• [TASK STATEMENT] Each entry below should be returned exactly as is, with the pictures removed.

(Front-end source files)
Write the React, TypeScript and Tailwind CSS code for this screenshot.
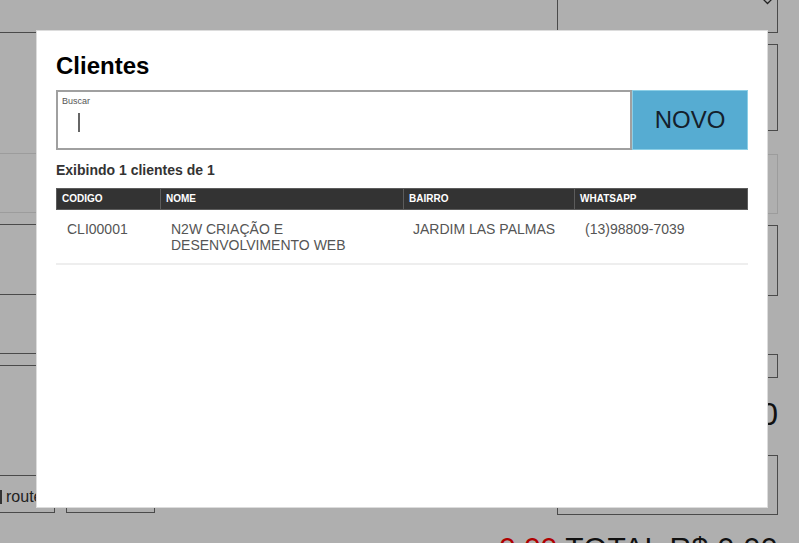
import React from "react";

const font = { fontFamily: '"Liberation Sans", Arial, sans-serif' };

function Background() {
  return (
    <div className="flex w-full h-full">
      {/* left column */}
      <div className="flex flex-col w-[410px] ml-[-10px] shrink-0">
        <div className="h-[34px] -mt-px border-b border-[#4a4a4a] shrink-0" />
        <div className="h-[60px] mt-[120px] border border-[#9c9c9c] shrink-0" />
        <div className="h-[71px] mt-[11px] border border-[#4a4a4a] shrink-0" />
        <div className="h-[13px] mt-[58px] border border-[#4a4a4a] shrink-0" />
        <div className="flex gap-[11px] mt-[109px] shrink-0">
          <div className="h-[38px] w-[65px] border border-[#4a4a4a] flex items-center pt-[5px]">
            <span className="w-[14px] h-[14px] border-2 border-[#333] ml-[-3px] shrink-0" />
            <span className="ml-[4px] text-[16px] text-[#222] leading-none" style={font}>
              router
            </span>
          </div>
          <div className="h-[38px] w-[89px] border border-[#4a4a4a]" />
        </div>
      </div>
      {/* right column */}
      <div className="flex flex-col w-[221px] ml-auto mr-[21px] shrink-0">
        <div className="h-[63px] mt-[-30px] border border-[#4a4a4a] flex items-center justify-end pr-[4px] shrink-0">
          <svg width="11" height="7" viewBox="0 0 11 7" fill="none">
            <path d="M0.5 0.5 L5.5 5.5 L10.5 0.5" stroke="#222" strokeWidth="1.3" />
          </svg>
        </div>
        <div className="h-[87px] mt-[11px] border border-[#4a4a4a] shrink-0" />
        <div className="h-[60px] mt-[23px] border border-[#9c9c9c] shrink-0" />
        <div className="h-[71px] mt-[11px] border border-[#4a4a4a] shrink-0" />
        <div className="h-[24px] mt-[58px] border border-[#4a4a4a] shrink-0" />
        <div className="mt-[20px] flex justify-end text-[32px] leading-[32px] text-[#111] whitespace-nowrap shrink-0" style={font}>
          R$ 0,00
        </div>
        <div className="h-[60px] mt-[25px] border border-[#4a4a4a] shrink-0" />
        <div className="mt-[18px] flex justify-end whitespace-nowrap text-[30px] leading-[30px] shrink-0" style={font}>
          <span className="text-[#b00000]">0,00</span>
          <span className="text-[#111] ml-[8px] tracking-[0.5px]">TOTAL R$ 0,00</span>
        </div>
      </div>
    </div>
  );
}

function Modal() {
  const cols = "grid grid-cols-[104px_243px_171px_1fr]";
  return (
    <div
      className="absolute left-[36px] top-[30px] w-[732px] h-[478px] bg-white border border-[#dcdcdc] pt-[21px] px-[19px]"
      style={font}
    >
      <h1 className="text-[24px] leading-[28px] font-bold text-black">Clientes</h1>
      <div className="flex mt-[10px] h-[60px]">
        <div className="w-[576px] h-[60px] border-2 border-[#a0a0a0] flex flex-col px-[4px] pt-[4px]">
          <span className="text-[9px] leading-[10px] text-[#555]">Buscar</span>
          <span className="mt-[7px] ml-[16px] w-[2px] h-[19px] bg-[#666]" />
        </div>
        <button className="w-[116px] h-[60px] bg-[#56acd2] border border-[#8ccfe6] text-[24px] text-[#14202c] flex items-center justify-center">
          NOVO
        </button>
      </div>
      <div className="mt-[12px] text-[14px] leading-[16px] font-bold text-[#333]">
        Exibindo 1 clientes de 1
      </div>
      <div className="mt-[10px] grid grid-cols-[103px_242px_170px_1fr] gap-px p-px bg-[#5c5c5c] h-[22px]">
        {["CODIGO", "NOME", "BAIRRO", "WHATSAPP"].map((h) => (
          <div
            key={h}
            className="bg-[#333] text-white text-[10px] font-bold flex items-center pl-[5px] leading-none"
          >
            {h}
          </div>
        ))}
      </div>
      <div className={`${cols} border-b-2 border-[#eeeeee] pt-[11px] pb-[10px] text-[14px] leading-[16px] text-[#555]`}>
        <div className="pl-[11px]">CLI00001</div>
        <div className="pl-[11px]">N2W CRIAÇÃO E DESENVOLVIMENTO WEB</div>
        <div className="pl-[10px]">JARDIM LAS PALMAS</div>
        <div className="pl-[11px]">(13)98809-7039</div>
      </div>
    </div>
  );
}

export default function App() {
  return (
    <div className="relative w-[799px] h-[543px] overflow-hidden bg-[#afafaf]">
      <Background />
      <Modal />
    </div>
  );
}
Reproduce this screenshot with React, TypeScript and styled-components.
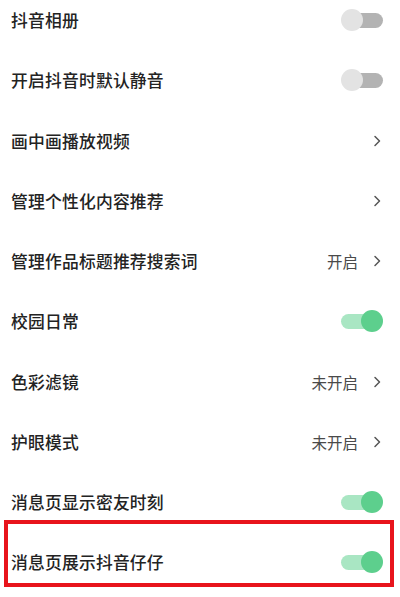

• [FULL OUTPUT]
Write the React, TypeScript and Tailwind CSS code for this screenshot.
import React from "react";

const font = { fontFamily: '"Liberation Sans", Arial, sans-serif' };

function Background() {
  return (
    <div className="flex w-full h-full">
      {/* left column */}
      <div className="flex flex-col w-[410px] ml-[-10px] shrink-0">
        <div className="h-[34px] -mt-px border-b border-[#4a4a4a] shrink-0" />
        <div className="h-[60px] mt-[120px] border border-[#9c9c9c] shrink-0" />
        <div className="h-[71px] mt-[11px] border border-[#4a4a4a] shrink-0" />
        <div className="h-[13px] mt-[58px] border border-[#4a4a4a] shrink-0" />
        <div className="flex gap-[11px] mt-[109px] shrink-0">
          <div className="h-[38px] w-[65px] border border-[#4a4a4a] flex items-center pt-[5px]">
            <span className="w-[14px] h-[14px] border-2 border-[#333] ml-[-3px] shrink-0" />
            <span className="ml-[4px] text-[16px] text-[#222] leading-none" style={font}>
              router
            </span>
          </div>
          <div className="h-[38px] w-[89px] border border-[#4a4a4a]" />
        </div>
      </div>
      {/* right column */}
      <div className="flex flex-col w-[221px] ml-auto mr-[21px] shrink-0">
        <div className="h-[63px] mt-[-30px] border border-[#4a4a4a] flex items-center justify-end pr-[4px] shrink-0">
          <svg width="11" height="7" viewBox="0 0 11 7" fill="none">
            <path d="M0.5 0.5 L5.5 5.5 L10.5 0.5" stroke="#222" strokeWidth="1.3" />
          </svg>
        </div>
        <div className="h-[87px] mt-[11px] border border-[#4a4a4a] shrink-0" />
        <div className="h-[60px] mt-[23px] border border-[#9c9c9c] shrink-0" />
        <div className="h-[71px] mt-[11px] border border-[#4a4a4a] shrink-0" />
        <div className="h-[24px] mt-[58px] border border-[#4a4a4a] shrink-0" />
        <div className="mt-[20px] flex justify-end text-[32px] leading-[32px] text-[#111] whitespace-nowrap shrink-0" style={font}>
          R$ 0,00
        </div>
        <div className="h-[60px] mt-[25px] border border-[#4a4a4a] shrink-0" />
        <div className="mt-[18px] flex justify-end whitespace-nowrap text-[30px] leading-[30px] shrink-0" style={font}>
          <span className="text-[#b00000]">0,00</span>
          <span className="text-[#111] ml-[8px] tracking-[0.5px]">TOTAL R$ 0,00</span>
        </div>
      </div>
    </div>
  );
}

function Modal() {
  const cols = "grid grid-cols-[104px_243px_171px_1fr]";
  return (
    <div
      className="absolute left-[36px] top-[30px] w-[732px] h-[478px] bg-white border border-[#dcdcdc] pt-[21px] px-[19px]"
      style={font}
    >
      <h1 className="text-[24px] leading-[28px] font-bold text-black">Clientes</h1>
      <div className="flex mt-[10px] h-[60px]">
        <div className="w-[576px] h-[60px] border-2 border-[#a0a0a0] flex flex-col px-[4px] pt-[4px]">
          <span className="text-[9px] leading-[10px] text-[#555]">Buscar</span>
          <span className="mt-[7px] ml-[16px] w-[2px] h-[19px] bg-[#666]" />
        </div>
        <button className="w-[116px] h-[60px] bg-[#56acd2] border border-[#8ccfe6] text-[24px] text-[#14202c] flex items-center justify-center">
          NOVO
        </button>
      </div>
      <div className="mt-[12px] text-[14px] leading-[16px] font-bold text-[#333]">
        Exibindo 1 clientes de 1
      </div>
      <div className="mt-[10px] grid grid-cols-[103px_242px_170px_1fr] gap-px p-px bg-[#5c5c5c] h-[22px]">
        {["CODIGO", "NOME", "BAIRRO", "WHATSAPP"].map((h) => (
          <div
            key={h}
            className="bg-[#333] text-white text-[10px] font-bold flex items-center pl-[5px] leading-none"
          >
            {h}
          </div>
        ))}
      </div>
      <div className={`${cols} border-b-2 border-[#eeeeee] pt-[11px] pb-[10px] text-[14px] leading-[16px] text-[#555]`}>
        <div className="pl-[11px]">CLI00001</div>
        <div className="pl-[11px]">N2W CRIAÇÃO E DESENVOLVIMENTO WEB</div>
        <div className="pl-[10px]">JARDIM LAS PALMAS</div>
        <div className="pl-[11px]">(13)98809-7039</div>
      </div>
    </div>
  );
}

export default function App() {
  return (
    <div className="relative w-[799px] h-[543px] overflow-hidden bg-[#afafaf]">
      <Background />
      <Modal />
    </div>
  );
}
Reproduce this screenshot with React, TypeScript and styled-components.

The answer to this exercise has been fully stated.